The rule requires that the transfer agent must conduct the initial search between 3 and 12 months of a securityholder being classified as lost. If the lost securityholder is not found, the transfer agent must conduct a second search between 6 and 12 months after the initial search. There are only three exceptions to the search requirement: (1) where the value of all dividend, interest, and other payments due to the securityholder plus the value of all assets listed in the securityholder's account is less than $25; (2) where the transfer agent has received documentation of the securityholder's death; and (3) where the securityholder is not a natural person.
As originally adopted, Rule 17a-24 required transfer agents to report annually to the Commission the aggregate number of lost securityholder accounts as of June 30 of each year and the percentage of total accounts represented by these lost securityholder accounts. These figures were to be reported for specified periods of time: one year or less, three years or less, five years or less, or greater than five years. The Commission also required information on lost securityholder accounts that were remitted to the state unclaimed property administrators under state escheatment laws.
When it proposed these rules, the Commission also asked for comments about establishing a lost securityholder database where certain entities that hold assets for others (e.g., transfer agents and broker-dealers) would file annually with the Commission a list of the TINs of all lost securityholders contained in their records. This lost securityholder database could be maintained by the Commission or its delegee, and the database could be searched or obtained by private entities that could create commercial databases. Most commenters objected to this idea. Many commenters believed that such a database would result in a loss of privacy for securityholders. Others suggested that the database could result in fraudulent claims.

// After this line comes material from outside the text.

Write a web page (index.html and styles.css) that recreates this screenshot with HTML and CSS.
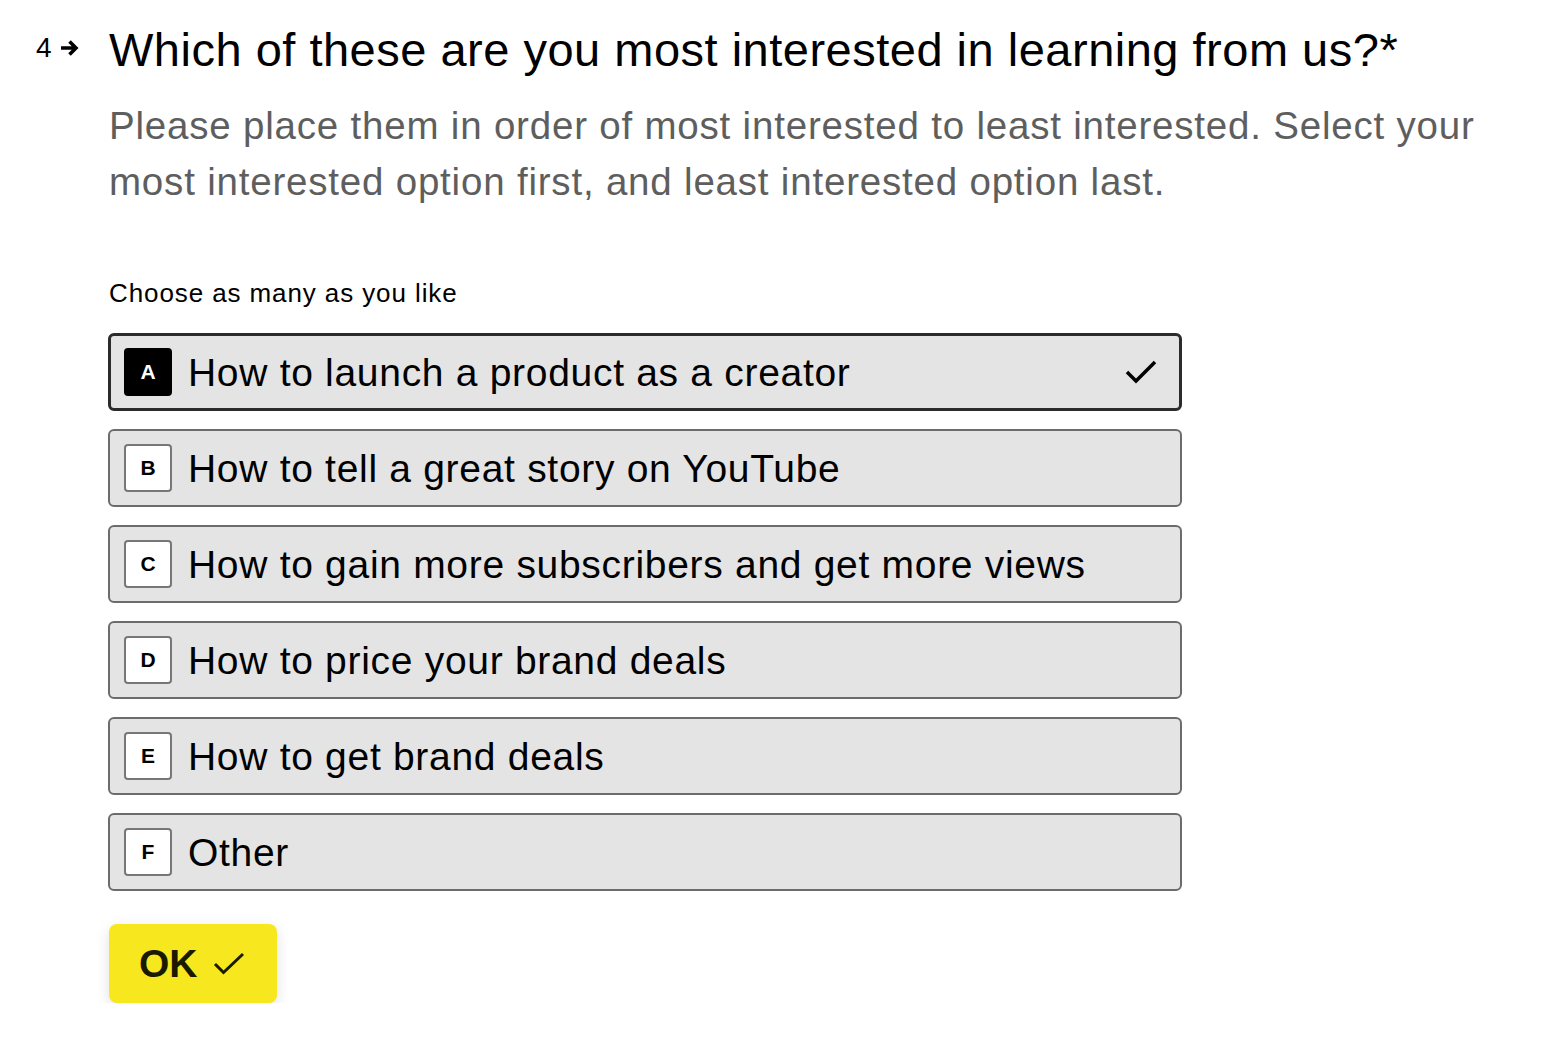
FILE: index.html
```html
<!DOCTYPE html>
<html>
<head>
<meta charset="utf-8">
<link rel="stylesheet" href="styles.css">
</head>
<body>
<div class="question">
  <div class="qnum">
    <span class="num">4</span>
    <svg class="arrow" width="20" height="18" viewBox="0 0 20 18"><path d="M1 9h15M9.5 2.5L16 9l-6.5 6.5" fill="none" stroke="#000" stroke-width="3.6" stroke-linecap="butt" stroke-linejoin="miter"/></svg>
  </div>
  <div class="content">
    <h1 class="title">Which of these are you most interested in learning from us?*</h1>
    <p class="desc">Please place them in order of most interested to least interested. Select your most interested option first, and least interested option last.</p>
    <div class="hint">Choose as many as you like</div>
    <div class="options">
      <div class="option selected"><span class="key">A</span><span class="label">How to launch a product as a creator</span>
        <svg class="check" width="34" height="26" viewBox="0 0 34 26"><path d="M3 13l9 9L31 3" fill="none" stroke="#000" stroke-width="3.5"/></svg>
      </div>
      <div class="option"><span class="key">B</span><span class="label">How to tell a great story on YouTube</span></div>
      <div class="option"><span class="key">C</span><span class="label">How to gain more subscribers and get more views</span></div>
      <div class="option"><span class="key">D</span><span class="label">How to price your brand deals</span></div>
      <div class="option"><span class="key">E</span><span class="label">How to get brand deals</span></div>
      <div class="option"><span class="key">F</span><span class="label">Other</span></div>
    </div>
    <button class="ok">OK <svg class="okcheck" width="32" height="24" viewBox="0 0 32 24"><path d="M2 12l8.5 8.5L30 2" fill="none" stroke="#1a1a00" stroke-width="3"/></svg></button>
  </div>
</div>
</body>
</html>
```
FILE: styles.css
```css
* { box-sizing: border-box; }
body {
  margin: 0;
  background: #fff;
  font-family: "Liberation Sans", Arial, Helvetica, sans-serif;
  color: #000;
}
.question {
  display: flex;
  padding: 24px 0 0 36px;
}
.qnum {
  width: 73px;
  display: flex;
  align-items: center;
  height: 48px;
  align-self: flex-start;
  gap: 8px;
}
.num {
  font-size: 28px;
  line-height: 1;
}
.arrow { display: block; }
.content {
  width: 1420px;
}
.title {
  margin: 0;
  font-weight: 400;
  font-size: 47px;
  letter-spacing: 0.5px;
  line-height: 52px;
}
.desc {
  margin: 22px 0 0;
  font-size: 38.5px;
  letter-spacing: 0.8px;
  line-height: 56px;
  color: #5e5e5e;
  width: 1400px;
}
.hint {
  margin-top: 67px;
  font-size: 26px;
  letter-spacing: 0.9px;
  line-height: 32px;
}
.options {
  margin-top: 24px;
  display: flex;
  flex-direction: column;
  gap: 18px;
  width: 1074px;
  margin-left: -1px;
}
.option {
  height: 78px;
  border: 2px solid #6c6c6c;
  border-radius: 6px;
  background: #e4e4e4;
  display: flex;
  align-items: center;
  padding-left: 14px;
  padding-right: 22px;
}
.option.selected {
  border: 3px solid #2b2b2b;
  padding-left: 13px;
  padding-right: 21px;
}
.key {
  width: 48px;
  height: 48px;
  flex: none;
  border: 2px solid #777;
  border-radius: 4px;
  background: #fff;
  display: flex;
  align-items: center;
  justify-content: center;
  font-weight: 700;
  font-size: 21px;
}
.selected .key {
  background: #000;
  border-color: #000;
  color: #fff;
}
.label {
  margin-left: 16px;
  font-size: 39px;
  letter-spacing: 0.7px;
  line-height: 1;
  flex: 1;
}
.check { display: block; }
.ok {
  margin-top: 33px;
  width: 168px;
  height: 79px;
  border: none;
  border-radius: 8px;
  background: #f6e71f;
  box-shadow: 0 4px 14px rgba(0,0,0,0.12);
  font-family: "Liberation Sans", Arial, sans-serif;
  font-weight: 700;
  font-size: 39px;
  color: #1a1a00;
  display: flex;
  align-items: center;
  padding: 0 0 0 30px;
  gap: 15px;
}
.okcheck { display: block; }
```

In response to these concerns, the Commission adopted a rule requiring the annual reporting of aggregate rather than individualized data. The Commission focused on the need to gather data on lost securityholders in order to obtain better information as to the extent of the lost securityholder problem and to assess the effectiveness of search techniques employed by transfer agents.
III. What has happened since the rules were adopted?
The search requirements have been in effect since December 1997. The reporting requirement took effect in February 1998. The numbers were to be reported on Form TA-2, an annual filing due in August that reports data as of the preceding June. Therefore, the first full year's data was obtained in August 1999. Unfortunately, we have encountered some difficulties with the lost securityholder data requests in the Form. As transfer agents were preparing to report this data, it became clear that the questions on the form were subject to differing interpretations, and that the data is not consistent across transfer agents. In addition, recently the Division of Market Regulation has undertaken a comprehensive overhaul of Form TA-2. In light of the experience with the lost securityholder reporting provision, we reviewed the lost securityholder questions as part of this process. As a result, on March 23, 1999, the Commission proposed changes to the lost securityholder reporting requirements as a part of the proposed Form TA-2 changes.3 The new Form TA-2 was adopted by the Commission on June 2, 2000.4 This report is now required to be filed on a calendar year basis. The first set of this new lost securityholder data will be filed in March 2001 for calendar year 2000. We expect that the revised reporting requirement will provide us with more consistent and more accurate data.
In preparing for this testimony, we obtained a "snapshot" of lost securityholder activity from seven of the largest non-bank transfer agents. Approximately 990,900 out of 44,417,000 of the accounts maintained by these agents, or 2.23%, were considered to be accounts of "lost securityholders" as defined in our rule. Of these accounts, 384,700 accounts, or 0.87% of the accounts maintained, with an average account balance of $243, were remitted last year to state unclaimed property administrators under state escheatment laws.
All the transfer agents with whom we spoke agreed that the search requirements have substantially reduced the number of lost securityholder accounts. From anecdotal evidence, it appears that agents find current addresses for up to 60% of the lost accounts they submit for database searches.
Another benefit achieved by the Commission's rulemaking is heightened awareness of the problem of lost securityholders and an effort to find innovative solutions to resolve the problem. While our rules set minimum standards for lost securityholder searches, one of the largest agents is now moving to a new process where the transfer agent sends a lost securityholder file monthly to a vendor, who then conducts a search across multiple databases (including all three credit reporting agencies, the Internal Revenue Service and the Social Security Administration). This new process may improve the percentage of lost securityholders found.
There have been some questions raised as to why the Commission's lost securityholder rules apply only to transfer agents. While the Commission's lost securityholder rule by its terms only applies to recordkeeping transfer agents, in effect, the rule covers the lost securityholders of issuers and investment companies because both investment companies and issuers of reporting companies must use registered transfer agents to maintain their books and records. Now that the Commission has clarified transfer agents' obligations regarding lost securityholders, we are researching whether similar efforts should be extended to other entities that hold assets for investors, such as broker-dealers. From preliminary information about lost securityholder accounts held by broker-dealers, it appears the lost securityholder situation is much smaller than at transfer agents: of 39,786,000 securityholder accounts held by 17 representative broker-dealers, only 0.79% were considered to be accounts of "lost securityholders" as defined by our rule. Nonetheless, we are currently reviewing whether rulemaking in this area is appropriate.
Mr. Chairman and members of the Committee, I hope this overview has been helpful for you. If you have any questions, I will try to answer them.
1 Dugas, "Your Money," USA Today, Nov. 12, 1997, at p. 3B.
2 Securities Exchange Act Release No. 39176 (October 1, 1997), 62 FR 52229 (October 7, 1997)[S7-21-96].
3 Securities Exchange Act Release No. 41204 (March 23, 1999), 64 FR 15310 (March 31, 1999) (Release proposing amendments to Rule 17Ac2-2 and related Form TA-2).
4 Securities Exchange Act Release No. 42892 (June 2, 2000), 65 FR 36602 (June 9, 2000) (Release adopting amendments to Rule 17Ac2-2 and related Form TA-2).